From the early reports in 2003 and 2004, this is roughly the same structure I was expecting for the new Doctor Who. It was mentioned at points that the number of episodes hadn't been decided yet, and there was an impression given that a Russell (T Davies, in this instance) would be writing them all. I didn't expect feature length stories, but I thought there would be maximum 8 episodes, maximum an hour in length, so around the same commitment in minutes per year as the usual batch of episodes of Endeavour, or Lewis before it. The added value - 13 episodes and a Christmas special! - that we got from new Who was a nice surprise. For its latest season, though, Endeavour did 6 films, rather than its usual 4, of roughly 90 minutes each in length with the ad breaks removed. That's as close as dammit to the twelve 45-minuters in Peter Capaldi's last season. And - though it pains me to say it - Endeavour's run was significantly better.

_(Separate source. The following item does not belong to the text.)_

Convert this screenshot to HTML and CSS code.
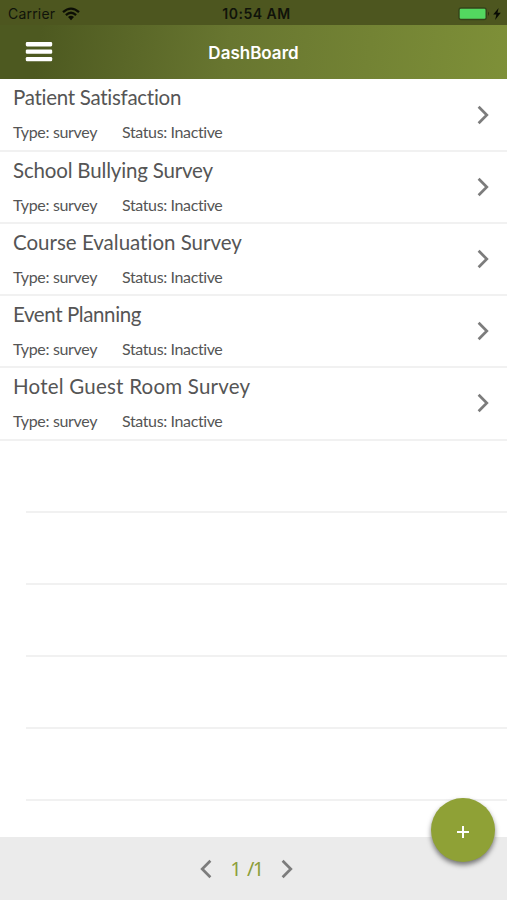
FILE: index.html
```html
<!DOCTYPE html>
<html lang="en">
<head>
<meta charset="utf-8">
<title>DashBoard</title>
<link rel="stylesheet" href="styles.css">
</head>
<body>
<div class="app">
  <div class="status">
    <div class="carrier"><span>Carrier</span>
      <svg width="18" height="14" viewBox="0 0 18 14" fill="none" stroke="#0c0e05" stroke-width="2.3"><path d="M1 5.2Q9-2 17 5.2M3.9 8.1Q9 3.5 14.1 8.1"/><path d="M6 10Q9 7.5 12 10L9 13.2Z" fill="#0c0e05" stroke="none"/></svg>
    </div>
    <time class="clock">10:54 AM</time>
    <div class="power">
      <svg width="45" height="14" viewBox="0 0 45 14"><rect x=".3" y=".3" width="28.6" height="13" rx="3" fill="#35431a"/><rect x="1.7" y="1.8" width="25.8" height="10" rx="1.2" fill="#53d860"/><path d="M30 4.6q2.2 2.2 0 4.4z" fill="#2c3512"/><path d="M40.6 1L35.2 7.6h3.2L37.1 13 42.8 5.8h-3.3z" fill="#090b04"/></svg>
    </div>
  </div>
  <header class="nav">
    <svg class="menu" width="28" height="22" viewBox="0 0 28 22" fill="#fff"><rect x=".8" y="1.1" width="26.4" height="4.3" rx="1.3"/><rect x=".8" y="8.5" width="26.4" height="4.3" rx="1.3"/><rect x=".8" y="15.9" width="26.4" height="4.3" rx="1.3"/></svg>
    <h1>DashBoard</h1>
  </header>
  <main class="list">
    <article class="row"><div><h2 class="t1">Patient Satisfaction</h2><p><span class="type">Type: survey</span><span class="state">Status: Inactive</span></p></div><svg class="chev" viewBox="0 0 12 20"><path d="M1.6 1.8L9.8 10L1.6 18.2"/></svg></article>
    <article class="row"><div><h2 class="t2">School Bullying Survey</h2><p><span class="type">Type: survey</span><span class="state">Status: Inactive</span></p></div><svg class="chev" viewBox="0 0 12 20"><path d="M1.6 1.8L9.8 10L1.6 18.2"/></svg></article>
    <article class="row"><div><h2 class="t3">Course Evaluation Survey</h2><p><span class="type">Type: survey</span><span class="state">Status: Inactive</span></p></div><svg class="chev" viewBox="0 0 12 20"><path d="M1.6 1.8L9.8 10L1.6 18.2"/></svg></article>
    <article class="row"><div><h2 class="t4">Event Planning</h2><p><span class="type">Type: survey</span><span class="state">Status: Inactive</span></p></div><svg class="chev" viewBox="0 0 12 20"><path d="M1.6 1.8L9.8 10L1.6 18.2"/></svg></article>
    <article class="row"><div><h2 class="t5">Hotel Guest Room Survey</h2><p><span class="type">Type: survey</span><span class="state">Status: Inactive</span></p></div><svg class="chev" viewBox="0 0 12 20"><path d="M1.6 1.8L9.8 10L1.6 18.2"/></svg></article>
    <div class="row empty"></div>
    <div class="row empty"></div>
    <div class="row empty"></div>
    <div class="row empty"></div>
    <div class="row empty"></div>
  </main>
  <footer class="pager">
    <svg class="chev" viewBox="0 0 12 20"><path d="M10.4 1.8L2.2 10L10.4 18.2"/></svg>
    <span class="page">1 <span class="total">/1</span></span>
    <svg class="chev" viewBox="0 0 12 20"><path d="M1.6 1.8L9.8 10L1.6 18.2"/></svg>
  </footer>
  <button class="add" aria-label="Add survey"><svg width="14" height="14" viewBox="0 0 14 14"><path d="M7 1v12M1 7h12" stroke="#fff" stroke-width="2"/></svg></button>
</div>
</body>
</html>
```
FILE: styles.css
```css
* { box-sizing: border-box; }
body, h1, h2, p { margin: 0; }
body { background: #fff; font-family: Lato, sans-serif; font-variant-ligatures: none; }
.app { position: relative; display: flex; flex-direction: column; width: 507px; height: 900px; overflow: hidden; }

.status {
  display: grid; grid-template-columns: 1fr auto 1fr; align-items: center;
  flex: none; height: 25px; padding: 3px 5px 0 8px;
  background: #4d561f; color: #10130a;
  font: 14px/20px Inter, sans-serif;
}
.carrier { display: flex; align-items: center; gap: 7px; letter-spacing: .2px; }
.clock { font-weight: 600; letter-spacing: .5px; padding-left: 3px; }
.power { display: flex; justify-content: flex-end; }
.power svg { margin: 0 -1px 1px 0; }

.nav {
  display: grid; grid-template-columns: 1fr auto 1fr; align-items: center;
  flex: none; height: 54px; padding: 0 25px;
  background: linear-gradient(98deg, #4d5920 8%, #687630 45%, #7e9038 100%);
}
.nav h1 { color: #fff; font: 600 17px/24px Inter, sans-serif; padding-top: 2px; }

.list { flex: none; height: 758px; overflow: hidden; }
.row {
  display: flex; justify-content: space-between; align-items: flex-start;
  height: 72.15px; padding: 5px 18px 0 13px;
  border-bottom: 2px solid #f1f1f1; color: #555;
}
.list .row:first-child { height: 73px; padding-top: 6px; }
.empty { margin-left: 26px; }
.row h2 { font-size: 20.5px; font-weight: 400; line-height: 26px; white-space: nowrap; }
.row .t1 { letter-spacing: -.28px; margin-top: -1px; margin-bottom: 1px; }
.row .t2 { letter-spacing: -.18px; }
.row .t3 { letter-spacing: 0; }
.row .t4 { letter-spacing: -.4px; }
.row .t5 { letter-spacing: .22px; }
.row p { display: flex; margin-top: 12px; font-size: 16px; line-height: 20px; white-space: nowrap; }
.type { width: 109px; letter-spacing: -.32px; }
.state { letter-spacing: -.38px; }
.row .chev { margin-top: 20px; }
.chev { flex: none; width: 12px; height: 20px; fill: none; stroke: #7c7c7c; stroke-width: 2.7; }

.pager {
  display: flex; align-items: center; justify-content: center;
  flex: 1; padding-right: 14px; background: #ebebeb;
}
.page { width: 69px; text-align: center; color: #8c9e3a; font: 20px/26px "Noto Sans", sans-serif; }
.total { letter-spacing: -1.6px; }

.add {
  position: absolute; left: 431px; top: 798px; width: 64px; height: 64px;
  display: flex; align-items: center; justify-content: center;
  padding: 3px 0 0; border: 0; border-radius: 50%;
  background: #8fa136; box-shadow: 0 3px 5px rgba(0, 0, 0, .5);
}
```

Coincidentally, it was Endeavour's antecedent, the TV adaptation of Inspector Morse, that brought in the format in the first place; no pissing about with cramming a detective mystery into 50-minutes (like the roughly contemporaneous Poirot adaptations) nor of having multi-episode stories with cliffhangers (like the roughly contemporaneous Miss Marple adaptations), Morse from its debut in 1987, decided that each story was going to be a self-contained and feature-length film. Eventually, Poirot and Marple would follow its lead, as well as pretty much every other detective series and a large majority of dramas. If Doctor Who had still been going into the early 1990s, I don't think it would have remained as a multi-camera episodic show, it would have been done on film as 90-minuters with no cliffhangers (for its only outing during that decade, that was indeed its shape). Despite the small-batch approach, Inspector Morse was wildly inconsistent, both in tone and quality, particularly early on. But that was because it was still written and directed by different people each week, who were given a larger amount of freedom than now. Nowadays, protecting a brand is of higher value than giving talent (including quite a few newbies who worked on Morse) room to play.

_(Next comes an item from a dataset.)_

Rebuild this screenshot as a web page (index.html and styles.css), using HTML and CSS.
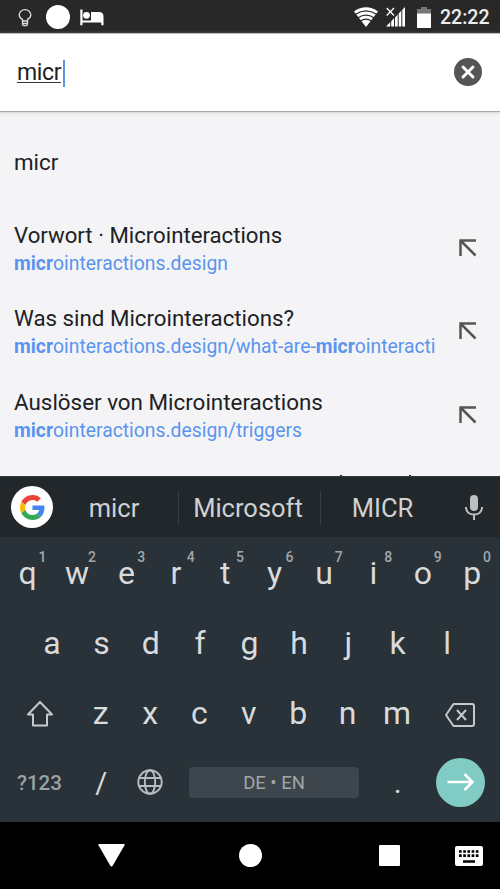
FILE: index.html
```html
<!DOCTYPE html>
<html lang="de">
<head>
<meta charset="utf-8">
<title>micr</title>
<link rel="stylesheet" href="styles.css">
</head>
<body>
<div class="phone">
  <header class="status">
    <svg class="bulb" width="14" height="18" viewBox="0 0 14 18" fill="none" stroke="#ddd" stroke-width="1.3"><path d="M4.500 12V10.300C2.400 9.200 1.200 7.800 1.200 5.900A5.800 5.200 0 0 1 12.800 5.900C12.800 7.800 11.600 9.200 9.500 10.300V12Z"/><path d="M4.500 14.300H9.500M5.300 16.500H8.700M4.500 12V15Q4.500 16.600 7 16.600T9.500 15V12"/></svg>
    <span class="dot"></span>
    <svg class="bed" width="24" height="17" viewBox="0 0 24 17" fill="#fff"><path d="M.3.500H2.500V11.500H11V3H19Q23.500 3 23.500 7.500V16.300H21.300V13.500H2.500V16.300H.3Z"/><circle cx="6.500" cy="6.300" r="3.400"/></svg>
    <span class="spacer"></span>
    <svg class="wifi" width="24" height="20" viewBox="0 0 24 20"><path fill="#fff" d="M0 4.500Q12-3.900 24 4.500L12 20Z"/><path fill="none" stroke="#282828" stroke-width="1.300" d="M1.500 7.300Q12 .5 22.500 7.300M4 10.700Q12 5.500 20 10.700M6.500 14Q12 10.400 17.500 14"/></svg>
    <svg class="signal" width="20" height="20" viewBox="0 0 20 20"><path fill="#fff" d="M19 0V19.500H0Z"/><path stroke="#282828" stroke-width="1" d="M4.700 10V20M8.500 8V20M12.200 5V20M15.800 2V20"/><path stroke="#282828" stroke-width="3" d="M8 7L10 9"/><path stroke="#fff" stroke-width="1.300" d="M.7 1L8 8.500M8 1L.7 8.500"/></svg>
    <svg class="battery" width="14" height="21" viewBox="0 0 14 21"><path fill="#777" d="M4 0H10V2H14V7H0V2H4Z"/><path fill="#fff" d="M0 6.500H14V21H0Z"/></svg>
    <span class="clock">22:22</span>
  </header>
  <div class="omnibox">
    <span class="query">micr</span><span class="caret"></span>
    <span class="spacer"></span>
    <svg width="28" height="28" viewBox="0 0 28 28"><circle cx="14" cy="14" r="14" fill="#555"/><path d="M9 9L19 19M19 9L9 19" stroke="#fff" stroke-width="2.900" stroke-linecap="round"/></svg>
  </div>
  <main class="results">
    <div class="plain">micr</div>
    <div class="row"><div class="text"><div class="title t1">Vorwort · Microinteractions</div><div class="url"><b>micr</b>ointeractions.design</div></div><svg class="arrow" width="18" height="18" viewBox="0 0 18 18"><path d="M1.500 17V1.500H17M2 2L16.500 16.500"/></svg></div>
    <div class="row"><div class="text"><div class="title t2">Was sind Microinteractions?</div><div class="url"><b>micr</b>ointeractions.design/what-are-<b>micr</b>ointeracti</div></div><svg class="arrow" width="18" height="18" viewBox="0 0 18 18"><path d="M1.500 17V1.500H17M2 2L16.500 16.500"/></svg></div>
    <div class="row"><div class="text"><div class="title t3">Auslöser von Microinteractions</div><div class="url"><b>micr</b>ointeractions.design/triggers</div></div><svg class="arrow" width="18" height="18" viewBox="0 0 18 18"><path d="M1.500 17V1.500H17M2 2L16.500 16.500"/></svg></div>
    <div class="peek"><i></i><i></i></div>
  </main>
  <section class="strip">
    <div class="google"><svg width="25" height="25" viewBox="0 0 48 48"><path fill="#EA4335" d="M24 9.500c3.540 0 6.710 1.220 9.210 3.600l6.850-6.850C35.900 2.380 30.470 0 24 0 14.620 0 6.510 5.380 2.560 13.220l7.980 6.190C12.430 13.720 17.740 9.500 24 9.500z"/><path fill="#4285F4" d="M46.980 24.550c0-1.570-.15-3.090-.38-4.550H24v9.020h12.940c-.58 2.960-2.260 5.480-4.780 7.180l7.730 6c4.510-4.180 7.090-10.360 7.090-17.650z"/><path fill="#FBBC05" d="M10.530 28.590c-.48-1.450-.76-2.990-.76-4.590s.27-3.140.76-4.590l-7.980-6.190C.92 16.460 0 20.120 0 24s.92 7.540 2.560 10.780z"/><path fill="#34A853" d="M24 48c6.480 0 11.930-2.130 15.890-5.810l-7.730-6c-2.150 1.450-4.920 2.300-8.160 2.300-6.260 0-11.570-4.220-13.470-9.910l-7.980 6.190C6.510 42.620 14.620 48 24 48z"/></svg></div>
    <div class="word w1">micr</div><div class="word w2">Microsoft</div><div class="word w3">MICR</div>
    <svg class="mic" width="18" height="25" viewBox="0 0 18 25"><rect x="5" width="8" height="16" rx="4" fill="#bdbfc1"/><path d="M1 12C1 17 4.500 19.500 9 19.500S17 17 17 12M9 19.500V25" fill="none" stroke="#bdbfc1" stroke-width="2"/></svg>
  </section>
  <section class="keyboard">
    <div class="keys"><span>q<sup>1</sup></span><span>w<sup>2</sup></span><span>e<sup>3</sup></span><span>r<sup>4</sup></span><span>t<sup>5</sup></span><span>y<sup>6</sup></span><span>u<sup>7</sup></span><span>i<sup>8</sup></span><span>o<sup>9</sup></span><span>p<sup>0</sup></span></div>
    <div class="keys second"><span>a</span><span>s</span><span>d</span><span>f</span><span>g</span><span>h</span><span>j</span><span>k</span><span>l</span></div>
    <div class="keys third">
      <div class="side"><svg width="28" height="28" viewBox="0 0 28 28" fill="none" stroke="#c6c9cb" stroke-width="2" stroke-linejoin="round"><path d="M14 2L26 14.500H21V25.500H7V14.500H2Z"/></svg></div>
      <span>z</span><span>x</span><span>c</span><span>v</span><span>b</span><span>n</span><span>m</span>
      <div class="side del"><svg width="32" height="26" viewBox="0 0 32 26" fill="none" stroke="#c6c9cb" stroke-width="2" stroke-linejoin="round"><path d="M9.500 2H28Q30 2 30 4V22Q30 24 28 24H9.500L2 13Z"/><path d="M13 8L22 18M22 8L13 18"/></svg></div>
    </div>
    <div class="bottom">
      <div class="sym">?123</div>
      <div class="slash">/</div>
      <svg class="globe" width="26" height="26" viewBox="0 0 26 26" fill="none" stroke="#b9bdc0" stroke-width="1.900"><circle cx="13" cy="13" r="11.700"/><ellipse cx="13" cy="13" rx="5.200" ry="11.700"/><path d="M2.300 9H23.700M2.300 17H23.700"/></svg>
      <div class="space">DE • EN</div>
      <div class="period">.</div>
      <div class="go"><svg width="28" height="20" viewBox="0 0 28 20" fill="none" stroke="#fff" stroke-width="2.500"><path d="M.500 10H26M17.500 2L25.500 10L17.500 18"/></svg></div>
    </div>
  </section>
  <nav class="nav">
    <svg class="back" width="27" height="23" viewBox="0 0 27 23"><path fill="#fff" d="M1 0H26Q27 0 26.500 1.300L14.800 21.500Q13.500 23.500 12.200 21.500L.5 1.300Q0 0 1 0Z"/></svg>
    <span class="home"></span><span class="recent"></span>
    <svg class="kb" width="28" height="20" viewBox="0 0 28 20"><rect width="28" height="20" rx="2" fill="#fff"/><path stroke="#000" stroke-width="2.700" stroke-dasharray="2.700 1.500" d="M4 5.500H24M4 9.700H24"/><path stroke="#000" stroke-width="2.500" d="M8 15.500H20"/></svg>
  </nav>
</div>
</body>
</html>
```
FILE: styles.css
```css
* { box-sizing: border-box; }
body { margin: 0; font-family: Roboto, "Liberation Sans", sans-serif; background: #000; }
svg { display: block; flex: none; }
.phone { width: 500px; height: 889px; display: flex; flex-direction: column; overflow: hidden; }
.spacer { flex: 1; }

.status { height: 33px; flex: none; display: flex; align-items: center; background: #282828; padding: 0 10px 0 18px; }
.dot { width: 24px; height: 24px; border-radius: 50%; background: #fff; margin: 1px 10px 0 14.400px; }
.bulb, .bed { margin-top: 2px; }
.bed { margin-left: -.5px; }
.wifi { margin-right: 8px; }
.signal { margin-right: 11px; }
.battery { margin: 0 9px 0 0; }
.wifi, .signal, .battery { margin-top: 1px; }
.clock { width: 50px; color: #eee; font-size: 19.500px; font-weight: 500; line-height: 34px; margin-top: 3px; white-space: nowrap; }

.omnibox { height: 78px; flex: none; display: flex; align-items: center; background: #fff; padding: 0 18.500px 1px 17px; position: relative; z-index: 1; border-top: 1px solid #bbb; box-shadow: 0 1px 1px #aaa, 0 2px 4px #ddd; }
.query { font-size: 23px; letter-spacing: -.35px; line-height: 25px; color: #222; border-bottom: 1px solid #333; height: 23px; display: block; margin-top: -1px; }
.caret { width: 2px; height: 27px; background: #5a94e8; margin-left: 2px; margin-top: 3px; }

.results { height: 365px; flex: none; background: #f4f4f7; padding: 1px 14px 0; overflow: hidden; color: #202124; }
.plain { height: 102px; line-height: 100px; font-size: 22.300px; }
.row { height: 83.300px; display: flex; align-items: flex-start; justify-content: space-between; padding-right: 9px; }
.text { width: 424px; overflow: hidden; white-space: nowrap; }
.title { font-size: 22.200px; line-height: 28px; height: 30px; margin-top: 7px; }
.t2 { font-size: 22.300px; }
.t3 { font-size: 22.400px; }
.url { font-size: 19.330px; line-height: 26px; color: #5b94ee; }
.arrow { fill: none; stroke: #555; stroke-width: 2.500; margin-top: 25px; }
.peek { height: 2px; margin-top: 10px; padding-left: 326px; display: flex; gap: 67px; }
.peek i { width: 2px; height: 2px; background: linear-gradient(#e0e0e2 50%, #333 50%); }

.strip { height: 61px; flex: none; background: #22272b; display: flex; align-items: center; padding: 0 17px 0 11px; border-top: 1px solid #33373c; }
.google { width: 42px; height: 42px; border-radius: 50%; background: #fff; display: grid; place-items: center; }
.word { color: #cfd1d3; font-size: 25.500px; line-height: 34px; height: 34px; text-align: center; margin-top: 1px; }
.w1 { width: 125px; padding-right: 3px; }
.w2 { width: 143px; padding-right: 3px; border: solid #383d41; border-width: 0 1px; }
.w3 { width: 123px; }
.mic { margin-left: auto; }

.keyboard { height: 285px; flex: none; background: #283238; color: #d8dadc; }
.keys { display: flex; height: 70px; padding: 0 3px; font-size: 32px; line-height: 72px; }
.keys span { width: 49.400px; text-align: center; position: relative; }
.keys sup { position: absolute; left: 35.500px; top: 11px; font-size: 14px; line-height: 18px; font-weight: 500; color: #a2a7aa; }
.second { padding-left: 27.300px; }
.third { padding: 0; line-height: 72px; }
.side { width: 76px; padding: 4px 0 0 3px; display: grid; place-items: center; }
.del { padding-left: 0; padding-top: 5px; }
.bottom { height: 75px; display: flex; align-items: center; padding: 0 15px 5px 17px; }
.sym { width: 62px; font-size: 20.500px; font-weight: 500; color: #9ba1a5; padding-top: 1px; }
.slash { width: 45px; font-size: 29px; text-align: center; padding-top: 2px; }
.globe { margin-left: 13px; }
.space { width: 171px; height: 31px; margin-left: 26px; border-radius: 4px; background: #3d464c; color: #a0a6aa; font-size: 18.500px; line-height: 32px; text-align: center; }
.period { width: 77px; text-align: center; font-size: 30px; padding-top: 1px; }
.go { width: 49px; height: 49px; border-radius: 50%; background: #80cbc4; display: grid; place-items: center; margin-left: auto; }

.nav { height: 67px; flex: none; background: #000; display: flex; align-items: center; padding-left: 98px; }
.home { width: 23px; height: 23px; border-radius: 50%; background: #fff; margin-left: 114px; }
.recent { width: 21px; height: 21px; border-radius: 1px; background: #fff; margin-left: 117px; }
.kb { margin-left: 55px; }
```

Perhaps because of the success of Doctor Who since 2005, the Morse format has become less ubiquitous, and cliffhangers have had a bit of a renaissance. For example: in its later series, Morse sequel Lewis starting doing stories in two parts, separated by a week. It looked less like an artistic decision than a scheduling one, mind, and - particularly the first year they did it - the evidence pointed to them being made as feature-length, then chopped up. But, could it be done now? Could you restructure a Doctor Who season as a series of feature-length films? There's no reason why you'd need to jettison cliffhangers or overarching plots - Endeavour still retains vestiges of these - and it might help to keep things more consistent from story to story. But, you would lose something of the variety of locales, and a few people would get very upset that Doctor Who was on for fewer weeks of the year. That's happening a bit, anyway, though: Mister Chibnall's first year is going to be 10 episodes, but they're all going to be a bit longer than previously. Let's see how it goes when we get to Autumn. Exciting! (Why is this year taking so long?!) 



In Summary:
More fun, and more thought-provoking, than being stuck in traffic.